How many times have you read an article on some news site — perhaps a newspaper, perhaps a techie site — and the document URL contains some combination of indecipherable numbers, commas, and maybe even a shortened page title? To make matters worse, these often are followed by a “.aspx” extension or something else. Or pages that have seemingly simple URLs but are followed by complicated HTTP GET querystrings that are longer than the width of your browser allows for display.

The good news about modern web servers is support for URL rewritting, which is a method for a web server to take a clean URL and convert it into something more ugly that the web server’s file system can understand.

For example, to view my blog archives from April of this year, the clean URL of http://www.realbt.com/content/post/2006/04/exists. But this isn’t a real path in my web server’s file system. Instead, this is converted to something like http://www.realbt.com/content/wp-archives.php?year=2006&month=04.

Which do you prefer to look at?

In my mind, URLs should be short and readable. We should be able to type them in. No document file type (html, php, asp, etc.) is necessary, and the only non-alphanumeric characters should be hyphens and slashes — maybe an underscore or two is okay if absolutely necessary. (But hyphens are easier to type.)

So to all those mass media web sites — get your act together. I’m not going to enumerate all the possible technical solutions to the problem of matching pretty names to ugly ones because there are simply too many. Anybody moderately familiar with their web server should be able to figure it out.

Another example.

A Macleans story about Harper’s new government has this lovely URL: http://www.macleans.ca/topstories/politics/article.jsp?content=20060417_125314_125314. This could be converted to simply http://www.macleans.ca/topstories/politics/article/20060417_125314_125314. Even though the following number is relatively meaningless, it is still more human-friendly to look at. Long argument lists and document types are simply not necessary for humans to see.

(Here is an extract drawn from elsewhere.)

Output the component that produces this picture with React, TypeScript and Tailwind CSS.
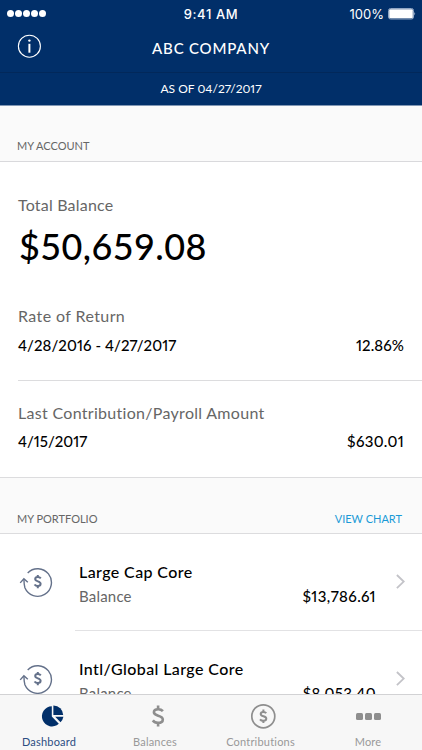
import { ReactNode } from 'react';

interface Holding {
  name: string;
  balance: string;
}

const holdings: Holding[] = [
  { name: 'Large Cap Core', balance: '$13,786.61' },
  { name: 'Intl/Global Large Core', balance: '$8,053.40' },
];

function DollarSign({ className }: { className?: string }) {
  return (
    <svg viewBox="0 0 14 24" className={className} fill="none" stroke="currentColor">
      <path d="M11.9 7.2C10.8 5.9 9.2 5.2 7.2 5.2C4.6 5.2 2.9 6.4 2.9 8.3C2.9 12.6 11.8 10.7 11.8 15.4C11.8 17.5 9.9 18.8 7 18.8C4.8 18.8 3 18 1.8 16.4" />
      <path d="M7.1 1.5V5.2M7.1 18.8V22.5" />
    </svg>
  );
}

function InfoIcon() {
  return (
    <svg viewBox="0 0 24 24" className="h-6 w-6" fill="none" stroke="white">
      <circle cx="12.4" cy="12.2" r="11" strokeWidth="1.1" />
      <path d="M12.4 9.8V18.7" strokeWidth="2" />
      <circle cx="12.4" cy="6.6" r="1.2" fill="white" stroke="none" />
    </svg>
  );
}

function RebalanceIcon() {
  return (
    <svg viewBox="0 0 34 32" className="h-8 w-[34px]" fill="none" stroke="#64718a" strokeWidth="1.4">
      <path d="M8.7 6.9A13.8 13.8 0 1 1 5.9 21.8C5.2 19.3 4.9 16.3 5 13.1" />
      <path d="M1.2 16.9L4.9 12.7L8.8 16.2" />
      <g strokeWidth="2">
        <path d="M21.8 12.4C21.1 11.5 20 11.1 18.8 11.1C17.2 11.1 16.2 11.9 16.2 13.1C16.2 16 21.6 14.7 21.6 17.8C21.6 19.2 20.5 20 18.7 20C17.4 20 16.3 19.5 15.5 18.5" />
        <path d="M18.8 8.9V11.1M18.8 20V22.3" />
      </g>
    </svg>
  );
}

function ChevronIcon() {
  return (
    <svg viewBox="0 0 10 16" className="h-4 w-2.5" fill="none" stroke="#c3c3c8" strokeWidth="1.8">
      <path d="M0.9 1L7.7 7.6L0.9 14.2" />
    </svg>
  );
}

function PieIcon() {
  return (
    <svg viewBox="0 0 24 24" className="h-6 w-6" fill="#012f69">
      <path d="M10.8 2.2V12.4L17.8 19.8A10.1 10.1 0 1 1 10.8 2.2Z" />
      <path d="M12.4 1.5A9.7 9.7 0 0 1 22.2 11H12.4Z" />
      <path d="M14.2 12.7H22.4A9.8 9.8 0 0 1 19.5 18.2Z" />
    </svg>
  );
}

function CircleDollarIcon() {
  return (
    <svg viewBox="0 0 26 26" className="h-[26px] w-[26px]" fill="none" stroke="#8e8e8e">
      <circle cx="13.3" cy="13.3" r="11.5" strokeWidth="1.7" />
      <g strokeWidth="2">
        <path d="M16.3 10.1C15.6 9.3 14.6 8.9 13.4 8.9C11.7 8.9 10.7 9.7 10.7 10.9C10.7 13.9 16.3 12.5 16.3 15.6C16.3 17 15.2 17.8 13.3 17.8C11.9 17.8 10.8 17.3 10 16.3" />
        <path d="M13.4 6.6V8.9M13.4 17.8V20.1" />
      </g>
    </svg>
  );
}

function MoreIcon() {
  return (
    <div className="flex gap-0.5">
      <span className="h-[7px] w-[7px] rounded-[1.5px] bg-[#8e8e8e]" />
      <span className="h-[7px] w-[7px] rounded-[1.5px] bg-[#8e8e8e]" />
      <span className="h-[7px] w-[7px] rounded-[1.5px] bg-[#8e8e8e]" />
    </div>
  );
}

function StatusBar() {
  return (
    <div className="grid h-7 grid-cols-3 items-center px-[7px] pt-px font-[Inter,sans-serif]">
      <div className="-mt-0.5 flex gap-[1.5px]">
        {[0, 1, 2, 3, 4].map((dot) => (
          <span key={dot} className="h-[6.5px] w-[6.5px] rounded-full bg-white" />
        ))}
      </div>
      <span className="text-center text-[13px] font-medium tracking-[0.6px]">9:41 AM</span>
      <div className="flex items-center justify-end gap-1">
        <span className="text-[13px]">100%</span>
        <svg viewBox="0 0 28 12" className="-mt-0.5 -mr-px h-3 w-7">
          <rect x="0.5" y="0.5" width="25" height="10.5" rx="2" fill="none" stroke="#8fa5c3" />
          <rect x="1.2" y="1.3" width="23.6" height="8.9" rx="1" fill="white" />
          <path d="M26.4 4Q28 5.8 26.4 7.6Z" fill="#c4d0e0" />
        </svg>
      </div>
    </div>
  );
}

function HoldingRow({ holding }: { holding: Holding }) {
  return (
    <div className="flex h-24 shrink-0 items-start pl-[19px]">
      <div className="mt-8 w-[60px]">
        <RebalanceIcon />
      </div>
      <div className="mt-[26px] flex-1">
        <div className="text-base leading-6 font-medium tracking-[0.4px] text-black">{holding.name}</div>
        <div className="flex items-center justify-between leading-[25px]">
          <span className="text-[15px] tracking-[0.2px] text-[#666]">Balance</span>
          <span className="text-[15px] font-medium tracking-[0.4px] text-black proportional-nums">
            {holding.balance}
          </span>
        </div>
      </div>
      <div className="mt-10 mr-4 ml-5">
        <ChevronIcon />
      </div>
    </div>
  );
}

interface TabProps {
  label: string;
  labelClass: string;
  active?: boolean;
  children: ReactNode;
}

function Tab({ label, labelClass, active, children }: TabProps) {
  return (
    <div className={`flex flex-col items-center ${active ? 'text-[#2c4d82]' : 'text-[#999]'}`}>
      <div className="flex h-[42px] items-center">{children}</div>
      <span className={`-mt-px text-[11px] leading-3 tracking-[0.2px] ${labelClass}`}>{label}</span>
    </div>
  );
}

export default function App() {
  return (
    <div className="flex h-[750px] w-[422px] flex-col overflow-hidden bg-white font-[Lato,sans-serif]">
      <header className="h-[106px] shrink-0 border-b border-[#8197b4] bg-[#012f69] text-white">
        <StatusBar />
        <div className="grid h-[45px] grid-cols-[1fr_auto_1fr] items-center border-b border-[#02285a]">
          <div className="-mt-2 pl-[17px]">
            <InfoIcon />
          </div>
          <h1 className="-mt-1 text-[15px] font-medium tracking-[0.8px]">ABC COMPANY</h1>
        </div>
        <div className="text-center text-xs leading-8 proportional-nums">AS OF 04/27/2017</div>
      </header>

      <div className="h-14 shrink-0 border-b border-[#d9d9dc] bg-[#fafafa] pt-8 pl-[17px] text-[11px] leading-4 text-[#666]">
        MY ACCOUNT
      </div>

      <section className="h-[315px] shrink-0 pl-[18px]">
        <div className="pt-[31px] text-base leading-6 tracking-[0.2px] text-[#666]">Total Balance</div>
        <div className="mt-[5px] pl-px text-[36px] leading-[48px] font-medium tracking-[0.4px] text-black">
          $50,659.08
        </div>
        <div className="mt-[34px] border-b border-[#dcdcde] pr-[18px] pb-[23px]">
          <div className="text-base leading-6 tracking-[0.4px] text-[#666]">Rate of Return</div>
          <div className="mt-[5px] flex justify-between text-[15px] leading-6 font-medium tracking-[0.08px] text-black proportional-nums">
            <span>4/28/2016 - 4/27/2017</span>
            <span>12.86%</span>
          </div>
        </div>
        <div className="pt-5 pr-[18px]">
          <div className="text-base leading-6 tracking-[0.3px] text-[#666]">Last Contribution/Payroll Amount</div>
          <div className="mt-1 flex justify-between text-[15px] leading-6 font-medium text-black proportional-nums">
            <span>4/15/2017</span>
            <span className="tracking-[0.3px]">$630.01</span>
          </div>
        </div>
      </section>

      <div className="flex h-[57px] shrink-0 justify-between border-y border-[#dcdcde] bg-[#fafafa] pt-[33px] pr-5 pl-[17px] text-[11px] leading-4">
        <span className="text-[#666]">MY PORTFOLIO</span>
        <a className="text-[#1a9ad7]">VIEW CHART</a>
      </div>

      <section className="flex min-h-0 flex-1 flex-col overflow-hidden">
        <HoldingRow holding={holdings[0]} />
        <div className="ml-[75px] h-px shrink-0 bg-[#e2e2e4]" />
        <HoldingRow holding={holdings[1]} />
      </section>

      <nav className="grid h-14 shrink-0 grid-cols-4 border-t border-[#d2d2d4] bg-[#f7f7f7] pr-0.5">
        <Tab label="Dashboard" labelClass="mr-[7px]" active>
          <PieIcon />
        </Tab>
        <Tab label="Balances" labelClass="mr-[5px]">
          <DollarSign className="h-6 w-3.5 stroke-[2.6] text-[#8e8e8e]" />
        </Tab>
        <Tab label="Contributions" labelClass="mr-1">
          <CircleDollarIcon />
        </Tab>
        <Tab label="More" labelClass="ml-px">
          <div className="ml-0.5">
            <MoreIcon />
          </div>
        </Tab>
      </nav>
    </div>
  );
}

Most URLs of this form translate into some sort of key that is used by a script or application running on the web server to look something up (usually in a database). These are easily simplified. But what about web sites that are purely static. Allow me to use an example.

xyzpaving.com is a paving company. Their web site is structured as follows:

/index.html: the main page
/about.html: about

/services/index.html: the main services page
/services/blacktop.html: some page about blacktop paving
/services/cement.html: some page about cement paving

… you get the idea. The URLs are certainly concise and human readable. And anybody could type them in. Let’s say in 2 years time they decide to change something about their site that requires they move their pages to being php files. Suddenly all their URLs change, broken links emerge everywhere. Anyone who links to a specific page will have to update their URLs. And search engines will be temporarily broken.

This is another reason I advocate for dropping file extensions on web documents (as defined above). This should make the URL structure look like:

/: the main page
/about: about

/services: the main services page
/services/blacktop: some page about blacktop paving
/services/cement: some page about cement paving

Note that index entries (default documents for folders) do not need to have “index” referenced. Not only are these cleaner, but it also provides a simple abstraction layer in the case document types are changed and extensions are changed. It will all happen transparently, and no one will be the wiser. This whole process is easily accomplished in modern web servers with a line or two in a configuration file. Nothing complicated necessary. What a simple solution.

Comments are closed.